━━━━━ Records for this task ━━━━━
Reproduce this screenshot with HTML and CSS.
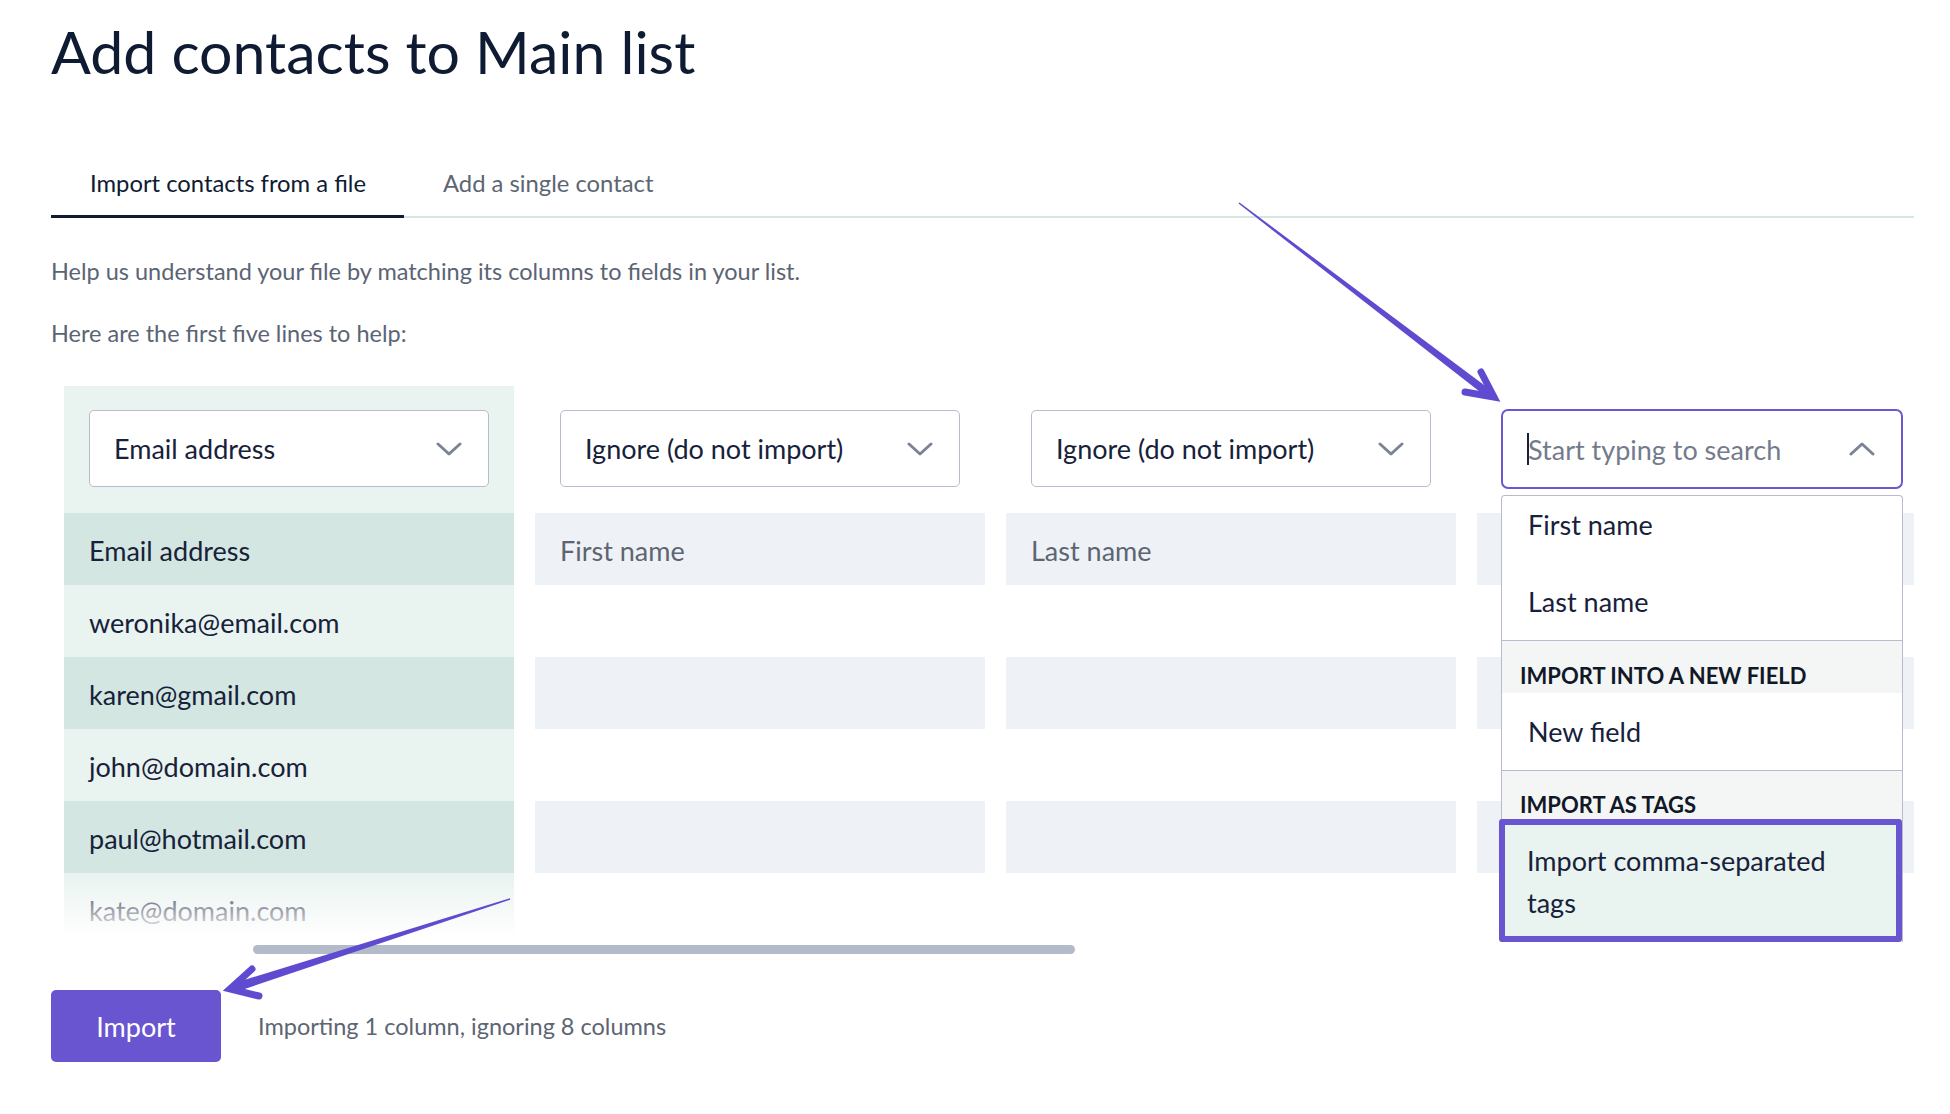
FILE: index.html
```html
<!DOCTYPE html>
<html lang="en">
<head>
  <meta charset="UTF-8">
  <title>Add contacts to Main list</title>
  <link rel="stylesheet" href="styles.css">
</head>
<body>
  <main class="page">
    <h1 class="title">Add contacts to Main list</h1>

    <nav class="tabs">
      <a class="tab tab-active">Import contacts from a file</a>
      <a class="tab">Add a single contact</a>
    </nav>

    <p class="hint">Help us understand your file by matching its columns to fields in your list.</p>
    <p class="hint hint-second">Here are the first five lines to help:</p>

    <div class="mapper">
      <div class="columns">
        <!-- mapped column -->
        <div class="col col-mapped">
          <div class="select">
            <span>Email address</span>
            <svg class="chevron" width="26" height="14" viewBox="0 0 26 14"><polyline points="2,2 13,12 24,2"/></svg>
          </div>
          <div class="cell stripe">Email address</div>
          <div class="cell">weronika@email.com</div>
          <div class="cell stripe">karen@gmail.com</div>
          <div class="cell">john@domain.com</div>
          <div class="cell stripe">paul@hotmail.com</div>
          <div class="cell">kate@domain.com</div>
        </div>

        <div class="col">
          <div class="select">
            <span>Ignore (do not import)</span>
            <svg class="chevron" width="26" height="14" viewBox="0 0 26 14"><polyline points="2,2 13,12 24,2"/></svg>
          </div>
          <div class="cell stripe cell-muted">First name</div>
          <div class="cell"></div>
          <div class="cell stripe"></div>
          <div class="cell"></div>
          <div class="cell stripe"></div>
          <div class="cell"></div>
        </div>

        <div class="col">
          <div class="select">
            <span>Ignore (do not import)</span>
            <svg class="chevron" width="26" height="14" viewBox="0 0 26 14"><polyline points="2,2 13,12 24,2"/></svg>
          </div>
          <div class="cell stripe cell-muted">Last name</div>
          <div class="cell"></div>
          <div class="cell stripe"></div>
          <div class="cell"></div>
          <div class="cell stripe"></div>
          <div class="cell"></div>
        </div>

        <!-- column with open picker -->
        <div class="col col-open">
          <div class="search">
            <span class="caret"></span>
            <span class="placeholder">Start typing to search</span>
            <svg class="chevron" width="26" height="14" viewBox="0 0 26 14"><polyline points="2,12 13,2 24,12"/></svg>
          </div>
          <div class="cell stripe"></div>
          <div class="cell"></div>
          <div class="cell stripe"></div>
          <div class="cell"></div>
          <div class="cell stripe"></div>
          <div class="cell"></div>

          <div class="dropdown">
            <div class="option option-top">First name</div>
            <div class="option option-top option-last">Last name</div>
            <div class="group">Import into a new field</div>
            <div class="option">New field</div>
            <div class="group group-tags">Import as tags</div>
            <div class="option option-active">Import comma-separated<br>tags</div>
          </div>
        </div>
      </div>
      <div class="scrollbar"><div class="thumb"></div></div>
    </div>

    <div class="actions">
      <button class="btn">Import</button>
      <span class="summary">Importing 1 column, ignoring 8 columns</span>
    </div>
  </main>

  <!-- annotation arrows drawn over the page -->
  <svg class="annotations" width="1950" height="1114" viewBox="0 0 1950 1114">
    <polygon points="1238.5,203.6 1239.5,202.4 1490.4,389.8 1485.6,396.2"/>
    <polyline points="1481,372 1494,397 1465,392"/>
    <polygon points="509.8,898.2 510.2,899.8 234.1,992.5 231.3,983.9"/>
    <polyline points="252,969 230,989 259,996"/>
  </svg>
</body>
</html>
```

FILE: styles.css
```css
* { box-sizing: border-box; }
body { margin: 0; background: #fff; font-family: Lato, "Open Sans", sans-serif; color: #17213a; }
.page { padding-left: 51px; position: relative; }

.title { margin: 16px 0 0; font-size: 59px; line-height: 72px; font-weight: 400; color: #0e1b33; }

.tabs {
  display: flex;
  margin-top: 81px;
  width: 1863px;
  border-bottom: 2px solid #d6e7e2;
}
.tab {
  font-size: 23.8px;
  line-height: 28px;
  padding: 0 38px 18px 39px;
  border-bottom: 3px solid transparent;
  margin-bottom: -2px;
  color: #5d6573;
}
.tab-active { color: #0e1b33; border-bottom-color: #0e1b33; }

.hint { margin: 38px 0 0; font-size: 23.5px; line-height: 30px; color: #5b6474; }
.hint-second { margin-top: 32px; }

.mapper { margin: 38px 0 0 13px; width: 1850px; }
.columns { display: flex; gap: 21px; overflow: hidden; position: relative; }
.columns::after {
  content: '';
  position: absolute;
  left: 0; right: 0; bottom: 0;
  height: 72px;
  background: linear-gradient(rgba(255,255,255,0), #fff 90%);
  z-index: 1;
}

.col { flex: 0 0 450px; padding-top: 24px; position: relative; }
.col-mapped { background: #e9f3f0; }

.select {
  display: flex;
  align-items: center;
  justify-content: space-between;
  margin: 0 25px 26px;
  height: 77px;
  padding: 0 26px 0 24px;
  background: #fff;
  border: 1px solid #b6bccb;
  border-radius: 5px;
  font-size: 27px;
}
.chevron { fill: none; stroke: #7b8494; stroke-width: 3; stroke-linecap: round; stroke-linejoin: round; }

.cell { height: 72px; padding: 3px 25px 0; font-size: 27px; line-height: 69px; white-space: nowrap; }
.cell.stripe { background: #eef2f6; }
.col-mapped .cell.stripe { background: #d3e6e1; }
.cell-muted { color: #5d6573; }

.search {
  display: flex;
  align-items: center;
  width: 402px;
  height: 80px;
  margin: -1px 0 24px 24px;
  padding: 0 26px 0 24px;
  border: 2px solid #6b58d3;
  border-radius: 7px;
  background: #fff;
  font-size: 27px;
}
.caret { width: 2px; height: 32px; background: #17213a; margin-right: -1px; }
.placeholder { flex: 1; color: #737b8c; }

.dropdown {
  position: absolute;
  top: 109px;
  left: 24px;
  width: 402px;
  background: #fff;
  border: 1px solid #b6bccb;
  border-bottom: none;
  border-radius: 4px 4px 0 0;
  z-index: 2;
}
.option { padding: 19px 26px; font-size: 27px; line-height: 39px; }
.option-top { padding-top: 9px; padding-bottom: 29px; }
.option-last { padding-bottom: 19px; }
.group {
  background: #f4f6f6;
  border-top: 1px solid #b6bccb;
  padding: 23px 18px 5px;
  font-size: 22px;
  line-height: 24px;
  font-weight: 700;
  text-transform: uppercase;
  color: #111827;
}
.group-tags { padding: 22px 18px 2px; }
.option-active {
  margin-left: -3px;
  padding: 15px 20px 12px 22px;
  line-height: 42px;
  background: #e9f3f0;
  border: 6px solid #6a55d0;
  border-radius: 3px;
}

.scrollbar { height: 9px; }
.thumb { margin-left: 189px; width: 822px; height: 9px; border-radius: 5px; background: #b3bac9; }

.actions { display: flex; align-items: center; margin-top: 36px; }
.btn {
  width: 170px;
  height: 72px;
  border: none;
  border-radius: 5px;
  background: #6a55d0;
  color: #fff;
  font-family: inherit;
  font-size: 27px;
}
.summary { margin-left: 37px; font-size: 23.5px; color: #5d6573; }

.annotations { position: absolute; top: 0; left: 0; pointer-events: none; z-index: 10; }
.annotations polygon { fill: #5f4bd0; }
.annotations polyline { fill: none; stroke: #5f4bd0; stroke-width: 7; stroke-linecap: round; stroke-linejoin: miter; }
```
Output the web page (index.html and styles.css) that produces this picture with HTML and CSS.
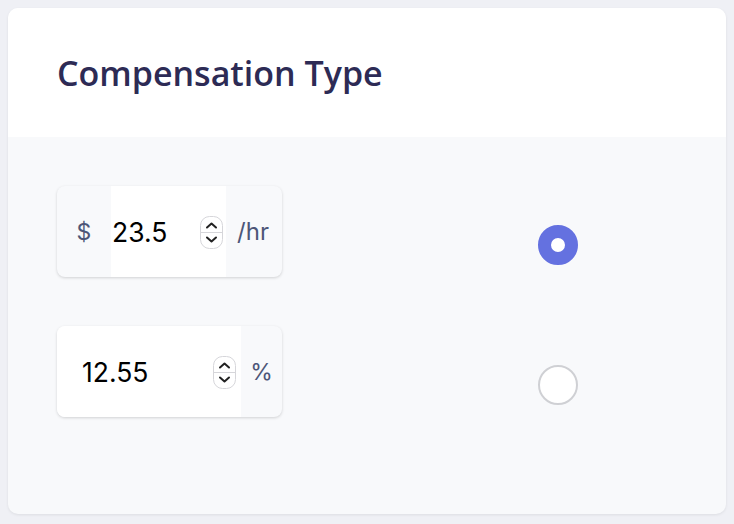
━━━━━
◆ **Exercise**: All of the entries need to be transcribed word for word; pictures are left out.

◆ **Answer to the exercise**:
Reproduce this screenshot with HTML and CSS.
FILE: index.html
```html
<!DOCTYPE html>
<html lang="en">
<head>
  <meta charset="UTF-8">
  <title>Add contacts to Main list</title>
  <link rel="stylesheet" href="styles.css">
</head>
<body>
  <main class="page">
    <h1 class="title">Add contacts to Main list</h1>

    <nav class="tabs">
      <a class="tab tab-active">Import contacts from a file</a>
      <a class="tab">Add a single contact</a>
    </nav>

    <p class="hint">Help us understand your file by matching its columns to fields in your list.</p>
    <p class="hint hint-second">Here are the first five lines to help:</p>

    <div class="mapper">
      <div class="columns">
        <!-- mapped column -->
        <div class="col col-mapped">
          <div class="select">
            <span>Email address</span>
            <svg class="chevron" width="26" height="14" viewBox="0 0 26 14"><polyline points="2,2 13,12 24,2"/></svg>
          </div>
          <div class="cell stripe">Email address</div>
          <div class="cell">weronika@email.com</div>
          <div class="cell stripe">karen@gmail.com</div>
          <div class="cell">john@domain.com</div>
          <div class="cell stripe">paul@hotmail.com</div>
          <div class="cell">kate@domain.com</div>
        </div>

        <div class="col">
          <div class="select">
            <span>Ignore (do not import)</span>
            <svg class="chevron" width="26" height="14" viewBox="0 0 26 14"><polyline points="2,2 13,12 24,2"/></svg>
          </div>
          <div class="cell stripe cell-muted">First name</div>
          <div class="cell"></div>
          <div class="cell stripe"></div>
          <div class="cell"></div>
          <div class="cell stripe"></div>
          <div class="cell"></div>
        </div>

        <div class="col">
          <div class="select">
            <span>Ignore (do not import)</span>
            <svg class="chevron" width="26" height="14" viewBox="0 0 26 14"><polyline points="2,2 13,12 24,2"/></svg>
          </div>
          <div class="cell stripe cell-muted">Last name</div>
          <div class="cell"></div>
          <div class="cell stripe"></div>
          <div class="cell"></div>
          <div class="cell stripe"></div>
          <div class="cell"></div>
        </div>

        <!-- column with open picker -->
        <div class="col col-open">
          <div class="search">
            <span class="caret"></span>
            <span class="placeholder">Start typing to search</span>
            <svg class="chevron" width="26" height="14" viewBox="0 0 26 14"><polyline points="2,12 13,2 24,12"/></svg>
          </div>
          <div class="cell stripe"></div>
          <div class="cell"></div>
          <div class="cell stripe"></div>
          <div class="cell"></div>
          <div class="cell stripe"></div>
          <div class="cell"></div>

          <div class="dropdown">
            <div class="option option-top">First name</div>
            <div class="option option-top option-last">Last name</div>
            <div class="group">Import into a new field</div>
            <div class="option">New field</div>
            <div class="group group-tags">Import as tags</div>
            <div class="option option-active">Import comma-separated<br>tags</div>
          </div>
        </div>
      </div>
      <div class="scrollbar"><div class="thumb"></div></div>
    </div>

    <div class="actions">
      <button class="btn">Import</button>
      <span class="summary">Importing 1 column, ignoring 8 columns</span>
    </div>
  </main>

  <!-- annotation arrows drawn over the page -->
  <svg class="annotations" width="1950" height="1114" viewBox="0 0 1950 1114">
    <polygon points="1238.5,203.6 1239.5,202.4 1490.4,389.8 1485.6,396.2"/>
    <polyline points="1481,372 1494,397 1465,392"/>
    <polygon points="509.8,898.2 510.2,899.8 234.1,992.5 231.3,983.9"/>
    <polyline points="252,969 230,989 259,996"/>
  </svg>
</body>
</html>
```

FILE: styles.css
```css
* { box-sizing: border-box; }
body { margin: 0; background: #fff; font-family: Lato, "Open Sans", sans-serif; color: #17213a; }
.page { padding-left: 51px; position: relative; }

.title { margin: 16px 0 0; font-size: 59px; line-height: 72px; font-weight: 400; color: #0e1b33; }

.tabs {
  display: flex;
  margin-top: 81px;
  width: 1863px;
  border-bottom: 2px solid #d6e7e2;
}
.tab {
  font-size: 23.8px;
  line-height: 28px;
  padding: 0 38px 18px 39px;
  border-bottom: 3px solid transparent;
  margin-bottom: -2px;
  color: #5d6573;
}
.tab-active { color: #0e1b33; border-bottom-color: #0e1b33; }

.hint { margin: 38px 0 0; font-size: 23.5px; line-height: 30px; color: #5b6474; }
.hint-second { margin-top: 32px; }

.mapper { margin: 38px 0 0 13px; width: 1850px; }
.columns { display: flex; gap: 21px; overflow: hidden; position: relative; }
.columns::after {
  content: '';
  position: absolute;
  left: 0; right: 0; bottom: 0;
  height: 72px;
  background: linear-gradient(rgba(255,255,255,0), #fff 90%);
  z-index: 1;
}

.col { flex: 0 0 450px; padding-top: 24px; position: relative; }
.col-mapped { background: #e9f3f0; }

.select {
  display: flex;
  align-items: center;
  justify-content: space-between;
  margin: 0 25px 26px;
  height: 77px;
  padding: 0 26px 0 24px;
  background: #fff;
  border: 1px solid #b6bccb;
  border-radius: 5px;
  font-size: 27px;
}
.chevron { fill: none; stroke: #7b8494; stroke-width: 3; stroke-linecap: round; stroke-linejoin: round; }

.cell { height: 72px; padding: 3px 25px 0; font-size: 27px; line-height: 69px; white-space: nowrap; }
.cell.stripe { background: #eef2f6; }
.col-mapped .cell.stripe { background: #d3e6e1; }
.cell-muted { color: #5d6573; }

.search {
  display: flex;
  align-items: center;
  width: 402px;
  height: 80px;
  margin: -1px 0 24px 24px;
  padding: 0 26px 0 24px;
  border: 2px solid #6b58d3;
  border-radius: 7px;
  background: #fff;
  font-size: 27px;
}
.caret { width: 2px; height: 32px; background: #17213a; margin-right: -1px; }
.placeholder { flex: 1; color: #737b8c; }

.dropdown {
  position: absolute;
  top: 109px;
  left: 24px;
  width: 402px;
  background: #fff;
  border: 1px solid #b6bccb;
  border-bottom: none;
  border-radius: 4px 4px 0 0;
  z-index: 2;
}
.option { padding: 19px 26px; font-size: 27px; line-height: 39px; }
.option-top { padding-top: 9px; padding-bottom: 29px; }
.option-last { padding-bottom: 19px; }
.group {
  background: #f4f6f6;
  border-top: 1px solid #b6bccb;
  padding: 23px 18px 5px;
  font-size: 22px;
  line-height: 24px;
  font-weight: 700;
  text-transform: uppercase;
  color: #111827;
}
.group-tags { padding: 22px 18px 2px; }
.option-active {
  margin-left: -3px;
  padding: 15px 20px 12px 22px;
  line-height: 42px;
  background: #e9f3f0;
  border: 6px solid #6a55d0;
  border-radius: 3px;
}

.scrollbar { height: 9px; }
.thumb { margin-left: 189px; width: 822px; height: 9px; border-radius: 5px; background: #b3bac9; }

.actions { display: flex; align-items: center; margin-top: 36px; }
.btn {
  width: 170px;
  height: 72px;
  border: none;
  border-radius: 5px;
  background: #6a55d0;
  color: #fff;
  font-family: inherit;
  font-size: 27px;
}
.summary { margin-left: 37px; font-size: 23.5px; color: #5d6573; }

.annotations { position: absolute; top: 0; left: 0; pointer-events: none; z-index: 10; }
.annotations polygon { fill: #5f4bd0; }
.annotations polyline { fill: none; stroke: #5f4bd0; stroke-width: 7; stroke-linecap: round; stroke-linejoin: miter; }
```
Output the web page (index.html and styles.css) that produces this picture with HTML and CSS.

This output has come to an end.